Like launching a Washington bureau during the biggest upheaval of American democracy in quite some time.

New Washington correspodent Tomasi agrees with Dear on the moment the bureau became a no-brainer.

“Having Donald Trump be reelected to the White House really made the decision clear,” Tomasi says. “I sat in the courtroom as Donald Trump became the first U.S. president to be facing a criminal trial. He was then convicted.

Lauren Tomasi

“I went to so many rallies in so many different battleground states through the election campaign. It was really interesting to speak to Americans on the ground. I think the fascinating thing that we continue to look on, was Donald Trump won the popular vote.

“He was, by a majority of Americans, chosen as the president, not just by their electoral college system. And when you’re going through these Midwest states, or when I went to the state of Georgia and went to one of the rallies, you talk to these people on the ground, and he just had the momentum behind him.

“He had such a big fan base and that was momentum that carried through. And in the end, it took him to a second term.”
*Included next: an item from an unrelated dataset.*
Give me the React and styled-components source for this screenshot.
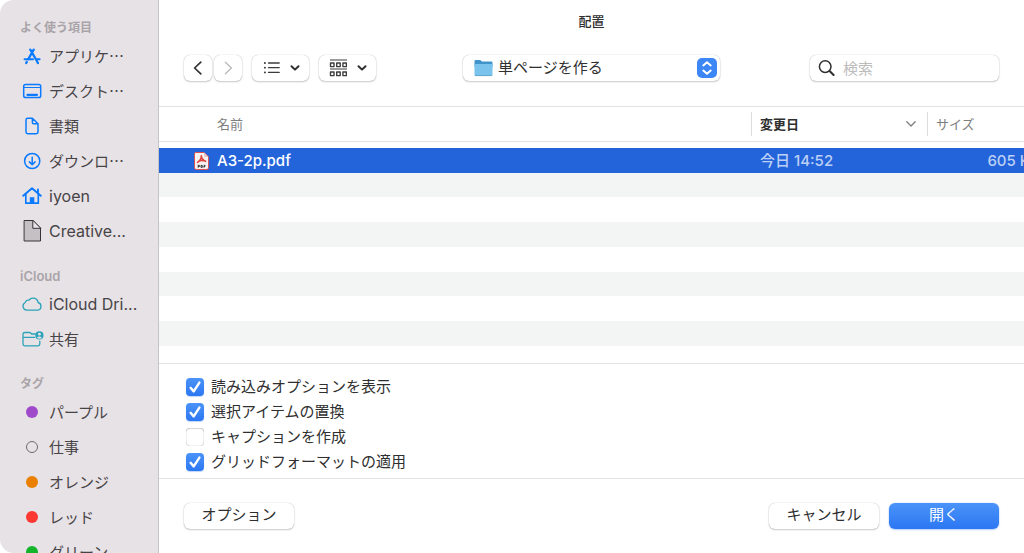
import { useState } from 'react'
import styled, { createGlobalStyle, css } from 'styled-components'

const colors = {
  sidebar: '#e7e2e6',
  text: '#2f2f2f',
  sidebarText: '#474447',
  muted: '#a9a4a8',
  line: '#e3e3e3',
  stripe: '#f3f5f4',
  selected: '#2464da',
  blue: '#0a7aff',
  teal: '#2ba3b8',
}

const latinFont = `Inter, 'Noto Sans CJK JP', sans-serif`
const japaneseFont = `'Noto Sans CJK JP', Inter, sans-serif`

const GlobalStyle = createGlobalStyle`
  * {
    box-sizing: border-box;
  }
  body {
    margin: 0;
    background: #ffffff;
    color: ${colors.text};
    font-family: ${latinFont};
    font-size: 15px;
  }
  button, input, select {
    font: inherit;
    color: inherit;
  }
`

const Dialog = styled.div`
  display: flex;
  height: 100vh;
  overflow: hidden;
  background: #ffffff;
`

const Sidebar = styled.nav`
  flex: 0 0 159px;
  display: flex;
  flex-direction: column;
  gap: 18px;
  padding: 18px 16px 0 20px;
  overflow: hidden;
  background: ${colors.sidebar};
  border-right: 1px solid #c6c3c7;
  border-radius: 14px 0 0 14px;
`

const SidebarSection = styled.section`
  flex: none;
`

const SidebarHeading = styled.h2`
  margin: 0;
  font-size: ${({ $latin }) => ($latin ? '13px' : '12px')};
  font-weight: 600;
  line-height: 20px;
  color: ${colors.muted};
`

const SidebarList = styled.ul`
  margin: 0;
  padding: 0;
  list-style: none;
`

const SidebarLink = styled.a`
  display: flex;
  align-items: center;
  gap: 5px;
  height: 35px;
  font-family: ${({ $japanese }) => ($japanese ? japaneseFont : latinFont)};
  font-size: ${({ $japanese }) => ($japanese ? '15px' : '16px')};
  line-height: 20px;
  white-space: nowrap;
  color: ${colors.sidebarText};
  text-decoration: none;
  svg {
    flex: none;
  }
`

const TagDot = styled.span`
  flex: none;
  width: 12px;
  height: 12px;
  margin: 0 6px;
  border-radius: 50%;
  background: ${({ $color }) => $color || 'transparent'};
  border: ${({ $color }) => ($color ? 'none' : '1px solid #6f6c70')};
`

const Main = styled.main`
  flex: 1;
  min-width: 0;
  display: flex;
  flex-direction: column;
`

const Header = styled.header`
  padding: 12px 25px 25px;
  border-bottom: 1px solid ${colors.line};
`

const Title = styled.h1`
  margin: 0 0 25px;
  font-size: 13px;
  font-weight: 500;
  line-height: 18px;
  text-align: center;
`

const Toolbar = styled.div`
  display: grid;
  grid-template-columns: 1fr 257px 1fr;
  align-items: center;
`

const ToolGroup = styled.div`
  display: flex;
  gap: ${({ $gap }) => $gap};
`

const raised = css`
  background: #ffffff;
  border: none;
  border-radius: 6px;
  box-shadow: 0 0 1px rgba(0, 0, 0, 0.3), 0 1px 2px rgba(0, 0, 0, 0.2);
`

const ToolButton = styled.button`
  ${raised}
  display: flex;
  align-items: center;
  justify-content: center;
  gap: 10px;
  width: ${({ $wide }) => ($wide ? '57px' : '28px')};
  height: 26px;
  padding: 0;
  color: ${colors.text};
  &:disabled {
    color: #bdbdbd;
  }
`

const FolderPicker = styled.label`
  position: relative;
  display: block;
  svg {
    position: absolute;
    pointer-events: none;
  }
  svg:first-child {
    top: 4px;
    left: 11px;
  }
  svg:last-child {
    top: 3px;
    right: 3px;
  }
`

const FolderSelect = styled.select`
  ${raised}
  appearance: none;
  display: block;
  width: 100%;
  height: 26px;
  padding: 0 32px 2px 35px;
`

const SearchField = styled.label`
  ${raised}
  justify-self: end;
  display: flex;
  align-items: center;
  gap: 8px;
  width: 189px;
  height: 26px;
  padding: 0 8px;
  input {
    flex: 1;
    min-width: 0;
    padding: 0;
    border: none;
    outline: none;
    background: none;
  }
  input::placeholder {
    color: #bcbcbc;
  }
`

const FileArea = styled.div`
  height: 257px;
  overflow: hidden;
  border-bottom: 1px solid ${colors.line};
`

const FileTable = styled.table`
  width: calc(100% + 16px);
  table-layout: fixed;
  border-collapse: separate;
  border-spacing: 0;
  font-weight: 500;
`

const NameCol = styled.col`
  width: auto;
`

const DateCol = styled.col`
  width: 176px;
`

const SizeCol = styled.col`
  width: 113px;
`

const HeadCell = styled.th`
  height: 35px;
  padding: ${({ $first }) => ($first ? '0 0 0 58px' : '0')};
  border-bottom: 1px solid ${colors.line};
  font-size: 13px;
  font-weight: ${({ $sorted }) => ($sorted ? 700 : 400)};
  line-height: 24px;
  text-align: left;
  color: ${({ $sorted }) => ($sorted ? colors.text : '#7e7e7e')};
`

const HeadLabel = styled.span`
  display: flex;
  align-items: center;
  justify-content: space-between;
  padding: 0 10px 0 8px;
  border-left: 1px solid #dcdcdc;
`

const FileBody = styled.tbody`
  &::before {
    content: '';
    display: table-row;
    height: 6px;
  }
`

const FileRow = styled.tr`
  height: 25px;
  background: ${({ $selected }) => ($selected ? colors.selected : 'transparent')};
  &:nth-child(even) {
    background: ${colors.stripe};
  }
  &:nth-child(4n + 2) {
    height: 24px;
  }
`

const FileCell = styled.td`
  padding: 0 0 0 ${({ $name }) => ($name ? '35px' : '9px')};
  line-height: 24px;
  white-space: nowrap;
  color: ${({ $name }) => ($name ? '#ffffff' : '#bdd0f5')};
  text-align: ${({ $right }) => ($right ? 'right' : 'left')};
`

const FileName = styled.span`
  display: flex;
  align-items: center;
  gap: 8px;
`

const Options = styled.div`
  padding: 10px 27px 4px;
  border-bottom: 1px solid ${colors.line};
`

const OptionLabel = styled.label`
  display: flex;
  align-items: center;
  gap: 7px;
  height: 25px;
  line-height: 24px;
`

const CheckMark = styled.span`
  position: relative;
  width: 18px;
  height: 18px;
  input {
    appearance: none;
    display: block;
    width: 18px;
    height: 18px;
    margin: 0;
    border-radius: 4px;
    background: #ffffff;
    box-shadow: inset 0 0 1px rgba(0, 0, 0, 0.5), inset 0 1px 1px rgba(0, 0, 0, 0.12);
  }
  input:checked {
    background: linear-gradient(#4a93f8, #2c77f3);
    box-shadow: 0 1px 1px rgba(44, 119, 243, 0.3);
  }
  svg {
    position: absolute;
    inset: 0;
    pointer-events: none;
  }
`

const Footer = styled.footer`
  display: flex;
  justify-content: space-between;
  padding: 24px 25px;
`

const PushButton = styled.button`
  ${raised}
  width: 110px;
  height: 26px;
  padding: 0 0 2px;
  line-height: 24px;
  ${({ $primary }) =>
    $primary &&
    css`
      color: #ffffff;
      background: linear-gradient(#4a93f8, #2c77f3);
      box-shadow: 0 0 1px rgba(44, 119, 243, 0.6), 0 1px 2px rgba(44, 119, 243, 0.3);
    `}
`

function Icon({ width = 24, height = 24, color = colors.blue, children }) {
  return (
    <svg
      width={width}
      height={height}
      viewBox={`0 0 ${width} ${height}`}
      fill="none"
      stroke={color}
      strokeWidth="1.5"
      strokeLinecap="round"
      strokeLinejoin="round"
      aria-hidden="true"
    >
      {children}
    </svg>
  )
}

const icons = {
  apps: (
    <Icon>
      <path d="M10.3 5.6 16.9 17M13.7 5.6 8.2 15.2M6.8 17.9 6.2 19M17.2 17.7 17.9 19" strokeWidth="2.3" />
      <path d="M4.6 15.2H13M17.2 15.2H19.6" strokeWidth="2.1" />
    </Icon>
  ),
  desktop: (
    <Icon>
      <rect x="3.7" y="5.4" width="17" height="13.2" rx="1.8" />
      <path d="M4 8.5H20.4" strokeWidth="1.2" />
      <path d="M7.4 15.8H17" strokeWidth="2.2" />
    </Icon>
  ),
  document: (
    <Icon>
      <path d="M12.4 4.2H7.7Q6 4.2 6 5.9V18Q6 19.7 7.7 19.7H16.3Q18 19.7 18 18V9.7ZM12.4 4.2V8.4Q12.4 9.7 13.7 9.7H18" />
    </Icon>
  ),
  download: (
    <Icon>
      <circle cx="12.2" cy="12" r="7.6" />
      <path d="M12.2 8.2V15.5M9.4 12.9 12.2 15.7 15 12.9" />
    </Icon>
  ),
  home: (
    <Icon>
      <path d="M3.2 11.8 12 4.3 20.8 11.8M18 5.4V9" strokeWidth="1.9" />
      <path d="M5.8 10.6V19.2H18.3V10.6" strokeWidth="1.7" />
      <path d="M9.8 19.6V13.2H14.3V19.6Z" fill={colors.blue} stroke="none" />
    </Icon>
  ),
  file: (
    <Icon color="#373438">
      <path d="M4.5 1.5H12.8L20.5 9.3V22H4.5Z" fill="#c5c0c4" strokeWidth="1" />
      <path d="M12.8 1.5V9.3H20.5Z" fill="#e8e4e7" strokeWidth="1" />
    </Icon>
  ),
  cloud: (
    <Icon color={colors.teal}>
      <path d="M6.8 18.1A4 4 0 0 1 5.3 10.5 2.9 2.9 0 0 1 8.9 8.2 5.1 5.1 0 0 1 18.1 10.5 3.9 3.9 0 0 1 17.8 18.1Z" strokeWidth="1.3" />
    </Icon>
  ),
  shared: (
    <Icon color={colors.teal}>
      <path d="M15.3 7H11.6L10.1 5.5H4.8Q3 5.5 3 7.3V17Q3 18.8 4.8 18.8H18Q19.8 18.8 19.8 17V14.2M3.2 10.4H14.6" strokeWidth="1.3" />
      <circle cx="19.4" cy="8.4" r="4.1" fill={colors.teal} stroke="none" />
      <circle cx="19.4" cy="7.2" r="1.4" fill={colors.sidebar} stroke="none" />
      <path d="M16.9 10.8Q19.4 8.2 21.9 10.8Q19.4 12.8 16.9 10.8Z" fill={colors.sidebar} stroke="none" />
    </Icon>
  ),
}

const places = [
  { label: 'アプリケ…', icon: 'apps', japanese: true },
  { label: 'デスクト…', icon: 'desktop', japanese: true },
  { label: '書類', icon: 'document', japanese: true },
  { label: 'ダウンロ…', icon: 'download', japanese: true },
  { label: 'iyoen', icon: 'home' },
  { label: 'Creative...', icon: 'file' },
]

const cloudPlaces = [
  { label: 'iCloud Dri...', icon: 'cloud' },
  { label: '共有', icon: 'shared', japanese: true },
]

const tags = [
  { label: 'パープル', color: '#9f4bc9' },
  { label: '仕事' },
  { label: 'オレンジ', color: '#ea8000' },
  { label: 'レッド', color: '#fc3830' },
  { label: 'グリーン', color: '#15b52b' },
]

const initialOptions = [
  { label: '読み込みオプションを表示', checked: true },
  { label: '選択アイテムの置換', checked: true },
  { label: 'キャプションを作成', checked: false },
  { label: 'グリッドフォーマットの適用', checked: true },
]

const emptyRows = [1, 2, 3, 4, 5, 6, 7]

function PlaceSection({ title, latin, items }) {
  return (
    <SidebarSection>
      <SidebarHeading $latin={latin}>{title}</SidebarHeading>
      <SidebarList>
        {items.map(({ label, icon, japanese }) => (
          <li key={label}>
            <SidebarLink href="#" $japanese={japanese}>
              {icons[icon]}
              {label}
            </SidebarLink>
          </li>
        ))}
      </SidebarList>
    </SidebarSection>
  )
}

function MenuChevron() {
  return (
    <Icon width={10} height={8} color={colors.text}>
      <path d="M1.5 2.2 5 5.6 8.5 2.2" strokeWidth="2" />
    </Icon>
  )
}

function PdfIcon() {
  return (
    <svg width="15" height="18" viewBox="0 0 15 18" aria-hidden="true">
      <path d="M1.8.5H10L14.5 5V15.8Q14.5 17.5 12.8 17.5H2.2Q.5 17.5.5 15.8V1.8Q.5.5 1.8.5Z" fill="#f7f3f3" stroke="#d9534f" />
      <path d="M10 .5V5H14.5Z" fill="#f2c6c3" />
      <path d="M7.2 3.8Q7.6 7.2 11.6 9.4M7.4 4Q7.4 7.6 3.6 10.4M4.4 9.4Q7.2 7.8 11.4 9" fill="none" stroke="#e0433c" strokeWidth="1.6" strokeLinecap="round" />
      <path d="M4.2 12.9V15.7M4.2 13.4H5.6V14.5H4.2M7 13.4V15.4H8.3V13.4ZM10 15.7V13.4H11.5M10 14.5H11.2" fill="none" stroke="#3a3a3a" strokeWidth="1" />
    </svg>
  )
}

function App() {
  const [options, setOptions] = useState(initialOptions)

  const toggleOption = (index) =>
    setOptions(options.map((option, i) => (i === index ? { ...option, checked: !option.checked } : option)))

  return (
    <Dialog lang="ja">
      <GlobalStyle />
      <Sidebar>
        <PlaceSection title="よく使う項目" items={places} />
        <PlaceSection title="iCloud" latin items={cloudPlaces} />
        <SidebarSection>
          <SidebarHeading>タグ</SidebarHeading>
          <SidebarList>
            {tags.map(({ label, color }) => (
              <li key={label}>
                <SidebarLink href="#" $japanese>
                  <TagDot $color={color} />
                  {label}
                </SidebarLink>
              </li>
            ))}
          </SidebarList>
        </SidebarSection>
      </Sidebar>
      <Main>
        <Header>
          <Title>配置</Title>
          <Toolbar>
            <ToolGroup $gap="10px">
              <ToolGroup $gap="2px">
                <ToolButton aria-label="戻る">
                  <Icon width={12} height={16} color="currentColor">
                    <path d="M8.8 2.2 2.6 8 8.8 13.8" strokeWidth="1.7" />
                  </Icon>
                </ToolButton>
                <ToolButton aria-label="進む" disabled>
                  <Icon width={12} height={16} color="currentColor">
                    <path d="M3.4 2.2 9.4 8 3.4 13.8" />
                  </Icon>
                </ToolButton>
              </ToolGroup>
              <ToolButton $wide aria-label="リスト表示">
                <Icon width={18} height={14} color="#3c3c3c">
                  <path d="M6.5 2H17.2M6.5 6.7H17.2M6.5 11.4H17.2" strokeWidth="1.3" />
                  <path d="M2.8 2H3M2.8 6.7H3M2.8 11.4H3" strokeWidth="1.8" />
                </Icon>
                <MenuChevron />
              </ToolButton>
              <ToolButton $wide aria-label="グループ分け">
                <Icon width={18} height={18} color="#3c3c3c">
                  <path d="M1 1H18M1 10H18" strokeWidth="1.2" strokeLinecap="butt" />
                  <path
                    d="M1.5 4H5V7.6H1.5ZM7.7 4H11.2V7.6H7.7ZM13.9 4H17.4V7.6H13.9ZM1.5 13H5V16.6H1.5ZM7.7 13H11.2V16.6H7.7ZM13.9 13H17.4V16.6H13.9Z"
                    strokeWidth="1.4"
                  />
                </Icon>
                <MenuChevron />
              </ToolButton>
            </ToolGroup>
            <FolderPicker>
              <svg width="19" height="18" viewBox="0 0 19 18" aria-hidden="true">
                <path d="M.5 2.2Q.5 1 1.7 1H6.3L8 2.6H17.3Q18.5 2.6 18.5 3.8V8H.5Z" fill="#3f94c9" />
                <path d="M.5 5H18.5V15.6Q18.5 17 17.1 17H1.9Q.5 17 .5 15.6Z" fill="#79c3ec" />
                <path d="M.8 16.6H18.2" stroke="#5a9fc6" strokeWidth=".8" />
              </svg>
              <FolderSelect aria-label="フォルダ">
                <option>単ページを作る</option>
              </FolderSelect>
              <svg width="20" height="20" viewBox="0 0 20 20" aria-hidden="true">
                <rect width="20" height="20" rx="5" fill="#3c86f6" />
                <path d="M6.3 7.4 10 4.2 13.7 7.4M6.3 12.6 10 15.8 13.7 12.6" fill="none" stroke="#ffffff" strokeWidth="2" strokeLinecap="round" strokeLinejoin="round" />
              </svg>
            </FolderPicker>
            <SearchField>
              <Icon width={17} height={18} color={colors.text}>
                <circle cx="7.2" cy="7.6" r="5.8" />
                <path d="M11.6 12 15.6 16" strokeWidth="2" />
              </Icon>
              <input type="search" placeholder="検索" aria-label="検索" />
            </SearchField>
          </Toolbar>
        </Header>
        <FileArea>
          <FileTable>
            <colgroup>
              <NameCol />
              <DateCol />
              <SizeCol />
            </colgroup>
            <thead>
              <tr>
                <HeadCell $first>名前</HeadCell>
                <HeadCell $sorted>
                  <HeadLabel>
                    変更日
                    <Icon width={12} height={8} color="#7e7e7e">
                      <path d="M1.8 1.8 6 6 10.2 1.8" strokeWidth="1.3" />
                    </Icon>
                  </HeadLabel>
                </HeadCell>
                <HeadCell>
                  <HeadLabel>サイズ</HeadLabel>
                </HeadCell>
              </tr>
            </thead>
            <FileBody>
              <FileRow $selected>
                <FileCell $name>
                  <FileName>
                    <PdfIcon />
                    A3-2p.pdf
                  </FileName>
                </FileCell>
                <FileCell>今日 14:52</FileCell>
                <FileCell $right>605 KB</FileCell>
              </FileRow>
              {emptyRows.map((row) => (
                <FileRow key={row}>
                  <td colSpan={3} />
                </FileRow>
              ))}
            </FileBody>
          </FileTable>
        </FileArea>
        <Options>
          {options.map(({ label, checked }, index) => (
            <OptionLabel key={label}>
              <CheckMark>
                <input type="checkbox" checked={checked} onChange={() => toggleOption(index)} />
                {checked && (
                  <Icon width={18} height={18} color="#ffffff">
                    <path d="M4.6 9.8 7.7 13.4 13.4 4.6" strokeWidth="2.4" />
                  </Icon>
                )}
              </CheckMark>
              {label}
            </OptionLabel>
          ))}
        </Options>
        <Footer>
          <PushButton>オプション</PushButton>
          <ToolGroup $gap="10px">
            <PushButton>キャンセル</PushButton>
            <PushButton $primary>開く</PushButton>
          </ToolGroup>
        </Footer>
      </Main>
    </Dialog>
  )
}

export default App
A second term that Nine will be covering from the ground, as it happens. Dear said she is “super proud” of her team, and the work they are doing to advance Nine’s news offering. And now they will have a bureau situated just 300 metres from the Oval Office, there’s no excuse for not having the best US political coverage in Australia.

“It was Peter Harvey, a long time ago, who dreamt of this, and he was a good mate of mine,” Dear said.

“I think Peter would be looking down – and he’d be a bit proud too.”